In the luck version, Johnson said nothing further about his skill and effort. Instead, he noted that his company might not have been nearly as successful except for a few lucky breaks:
We’ve worked hard, but we’ve also been lucky. I got to speak at that Berkeley conference only because another speaker canceled at the last minute. If those investors hadn’t happened to be there, if they hadn’t seen some promise in the work, I don’t know if any of the real magic in our lab would’ve happened.
One or the other of these versions was assigned at random to two groups of roughly 300 subjects recruited online. One group read only the luck version, the other only the skill version.
After reading the excerpts, subjects were asked to respond to three questions: how likely they would be to hire Johnson; how likely Johnson seemed to be the kind of person who valued kindness; and whether they would be likely to befriend Johnson if the opportunity arose.

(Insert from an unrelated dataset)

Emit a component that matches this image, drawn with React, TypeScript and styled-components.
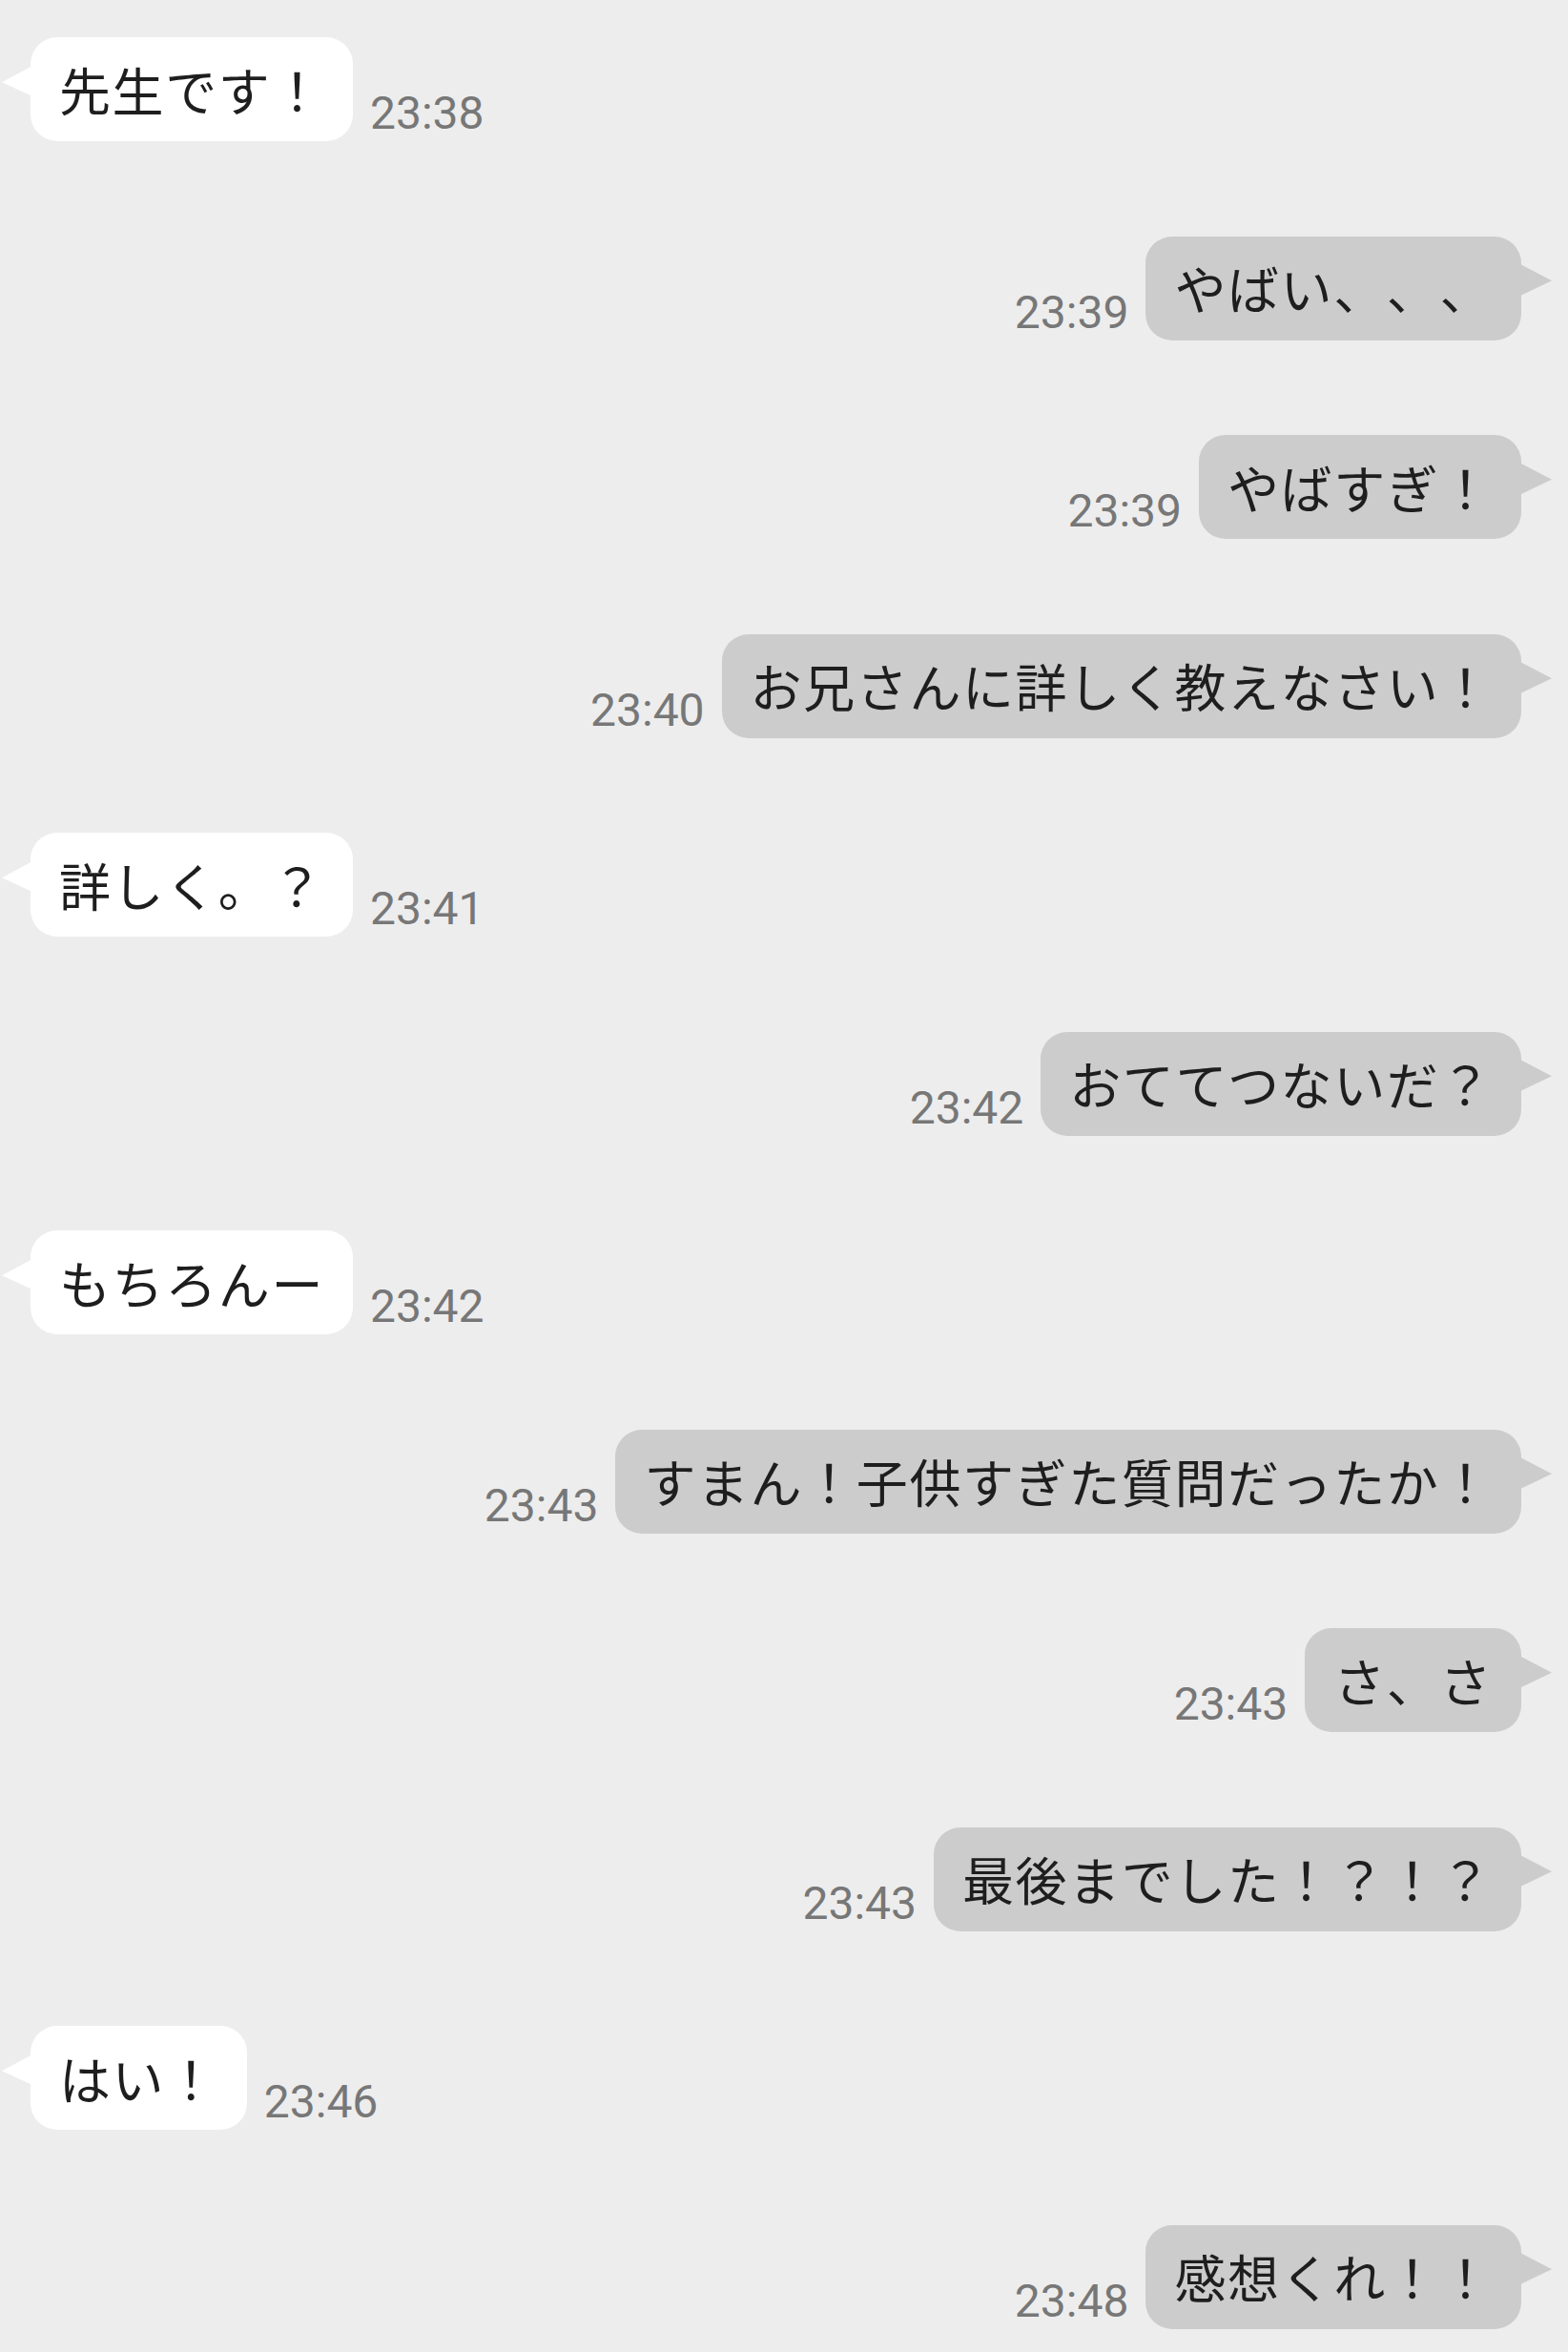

In an early pilot study in which the subjects were MBA students, those who read the luck version were significantly more favorably disposed toward Johnson than those who read the version in which he emphasized his exceptional skill. In a follow-up study involving subjects recruited online, the differences in response patterns were smaller and less consistent. But here too those who read the version of the interview in which Johnson acknowledged luck’s role in his success had a generally more favorable opinion of the man. They thought that they’d be more likely to befriend him and that he’d be more likely to value kindness toward others, suggesting they saw the Johnson portrayed in the luck version as the more attractive potential teammate. These findings are also in line with the conventional view that modesty is an attractive personal quality.
In short, it’s often in your interest to acknowledge luck’s role in your success—if only because people will think better of you for having done so. Evidence also suggests that being grateful for your good fortune will make you feel happier. And by making you a more attractive potential teammate, you’ll also be more likely to prosper.